SHORT EXERCISE
Pick every line from the data that holds the word "index".

· · ·

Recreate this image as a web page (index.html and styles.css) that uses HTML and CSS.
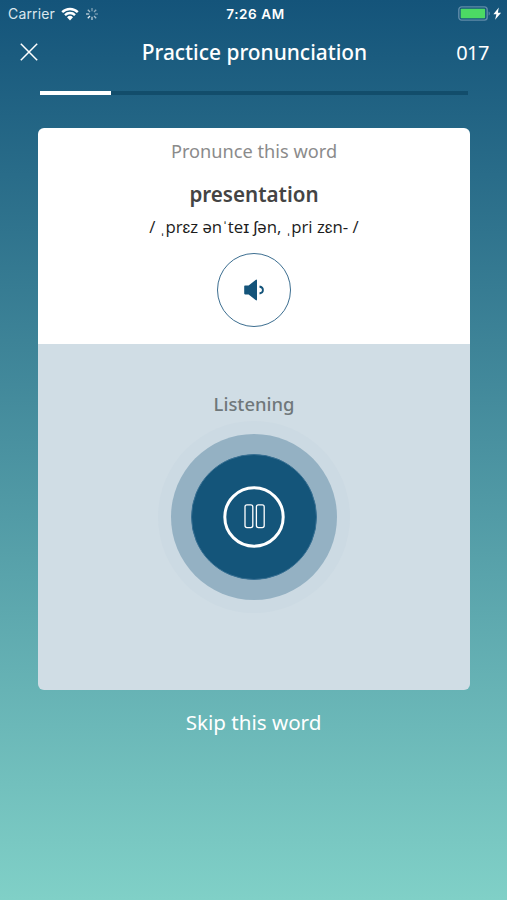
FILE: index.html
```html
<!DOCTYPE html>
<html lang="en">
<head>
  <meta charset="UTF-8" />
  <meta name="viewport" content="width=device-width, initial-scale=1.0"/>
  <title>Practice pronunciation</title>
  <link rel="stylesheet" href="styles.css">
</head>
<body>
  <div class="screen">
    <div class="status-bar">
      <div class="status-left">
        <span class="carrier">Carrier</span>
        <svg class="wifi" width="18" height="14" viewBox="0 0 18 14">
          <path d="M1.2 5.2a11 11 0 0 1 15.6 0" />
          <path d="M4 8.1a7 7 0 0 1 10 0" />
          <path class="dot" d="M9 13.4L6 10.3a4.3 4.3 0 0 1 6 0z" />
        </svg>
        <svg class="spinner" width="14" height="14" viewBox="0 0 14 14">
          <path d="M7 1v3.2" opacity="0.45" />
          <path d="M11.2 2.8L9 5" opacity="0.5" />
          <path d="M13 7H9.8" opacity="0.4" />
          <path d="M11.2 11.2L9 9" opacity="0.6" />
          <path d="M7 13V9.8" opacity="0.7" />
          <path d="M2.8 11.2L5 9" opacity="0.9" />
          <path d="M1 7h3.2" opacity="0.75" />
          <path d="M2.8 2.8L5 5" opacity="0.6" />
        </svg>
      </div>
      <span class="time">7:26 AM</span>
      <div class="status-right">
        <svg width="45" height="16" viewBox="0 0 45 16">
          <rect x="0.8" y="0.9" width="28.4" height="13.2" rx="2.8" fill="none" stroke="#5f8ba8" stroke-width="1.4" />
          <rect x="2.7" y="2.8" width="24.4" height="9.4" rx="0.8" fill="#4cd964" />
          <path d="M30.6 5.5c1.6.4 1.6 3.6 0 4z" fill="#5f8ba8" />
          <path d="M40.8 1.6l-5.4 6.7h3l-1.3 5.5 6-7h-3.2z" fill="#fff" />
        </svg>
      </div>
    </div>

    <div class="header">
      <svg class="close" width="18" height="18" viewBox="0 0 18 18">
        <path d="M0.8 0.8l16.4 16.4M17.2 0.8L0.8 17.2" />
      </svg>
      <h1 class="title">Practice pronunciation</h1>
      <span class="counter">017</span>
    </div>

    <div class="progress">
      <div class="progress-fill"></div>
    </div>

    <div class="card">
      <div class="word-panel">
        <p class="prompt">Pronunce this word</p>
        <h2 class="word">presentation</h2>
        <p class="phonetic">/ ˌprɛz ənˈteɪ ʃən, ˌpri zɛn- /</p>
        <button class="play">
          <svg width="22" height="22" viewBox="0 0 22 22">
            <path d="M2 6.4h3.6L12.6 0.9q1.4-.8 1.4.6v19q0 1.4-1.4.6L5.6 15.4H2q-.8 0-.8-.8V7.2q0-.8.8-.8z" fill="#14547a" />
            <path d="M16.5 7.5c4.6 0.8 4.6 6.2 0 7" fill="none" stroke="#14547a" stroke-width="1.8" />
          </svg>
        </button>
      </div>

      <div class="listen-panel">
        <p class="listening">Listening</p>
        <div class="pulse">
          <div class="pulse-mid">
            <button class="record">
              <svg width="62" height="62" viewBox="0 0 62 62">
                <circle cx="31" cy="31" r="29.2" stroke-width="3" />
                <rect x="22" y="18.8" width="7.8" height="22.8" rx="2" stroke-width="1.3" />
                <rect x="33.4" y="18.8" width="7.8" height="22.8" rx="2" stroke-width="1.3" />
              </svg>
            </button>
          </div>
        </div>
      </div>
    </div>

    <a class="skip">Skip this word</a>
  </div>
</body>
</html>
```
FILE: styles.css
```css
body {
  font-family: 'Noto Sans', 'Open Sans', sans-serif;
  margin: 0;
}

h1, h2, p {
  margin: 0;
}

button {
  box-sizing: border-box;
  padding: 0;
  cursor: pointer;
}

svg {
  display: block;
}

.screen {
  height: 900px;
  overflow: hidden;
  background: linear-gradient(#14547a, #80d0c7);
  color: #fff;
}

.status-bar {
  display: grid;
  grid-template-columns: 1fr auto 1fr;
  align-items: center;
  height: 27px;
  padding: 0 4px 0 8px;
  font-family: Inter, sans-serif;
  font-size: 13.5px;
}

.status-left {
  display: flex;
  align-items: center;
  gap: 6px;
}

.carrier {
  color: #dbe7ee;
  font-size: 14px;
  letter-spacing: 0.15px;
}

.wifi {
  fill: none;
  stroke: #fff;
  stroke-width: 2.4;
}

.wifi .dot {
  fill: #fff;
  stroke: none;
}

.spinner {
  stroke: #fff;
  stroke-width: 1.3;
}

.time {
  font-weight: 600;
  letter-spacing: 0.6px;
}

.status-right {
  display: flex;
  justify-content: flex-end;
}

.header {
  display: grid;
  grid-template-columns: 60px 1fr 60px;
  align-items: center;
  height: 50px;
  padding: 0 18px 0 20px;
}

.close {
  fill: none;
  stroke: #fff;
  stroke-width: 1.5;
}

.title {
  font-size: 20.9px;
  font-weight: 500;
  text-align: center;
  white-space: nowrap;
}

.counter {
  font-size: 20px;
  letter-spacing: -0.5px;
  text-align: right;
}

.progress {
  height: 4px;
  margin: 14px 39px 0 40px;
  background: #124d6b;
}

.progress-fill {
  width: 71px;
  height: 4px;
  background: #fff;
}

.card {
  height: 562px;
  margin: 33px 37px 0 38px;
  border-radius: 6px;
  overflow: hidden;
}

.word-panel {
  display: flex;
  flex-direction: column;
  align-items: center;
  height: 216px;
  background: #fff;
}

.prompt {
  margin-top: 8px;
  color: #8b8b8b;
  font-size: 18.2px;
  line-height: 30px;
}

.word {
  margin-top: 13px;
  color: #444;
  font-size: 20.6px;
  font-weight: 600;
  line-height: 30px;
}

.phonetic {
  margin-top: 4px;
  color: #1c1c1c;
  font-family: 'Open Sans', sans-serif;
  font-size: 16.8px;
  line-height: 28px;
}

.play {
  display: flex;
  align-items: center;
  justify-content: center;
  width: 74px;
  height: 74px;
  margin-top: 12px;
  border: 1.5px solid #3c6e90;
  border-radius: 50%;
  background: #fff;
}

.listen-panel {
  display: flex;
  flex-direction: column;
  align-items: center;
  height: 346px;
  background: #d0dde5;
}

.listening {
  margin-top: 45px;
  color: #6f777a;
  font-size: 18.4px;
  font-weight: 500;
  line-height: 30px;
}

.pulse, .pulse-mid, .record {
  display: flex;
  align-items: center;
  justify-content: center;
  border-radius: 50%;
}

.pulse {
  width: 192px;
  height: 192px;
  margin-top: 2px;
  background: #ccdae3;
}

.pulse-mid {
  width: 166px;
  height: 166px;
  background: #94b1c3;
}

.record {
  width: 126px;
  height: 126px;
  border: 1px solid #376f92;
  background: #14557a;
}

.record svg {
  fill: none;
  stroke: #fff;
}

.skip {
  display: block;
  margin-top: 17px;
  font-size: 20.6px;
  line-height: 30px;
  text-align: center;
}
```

· · ·

TASK RESULT
Recreate this image as a web page (index.html and styles.css) that uses HTML and CSS.
FILE: index.html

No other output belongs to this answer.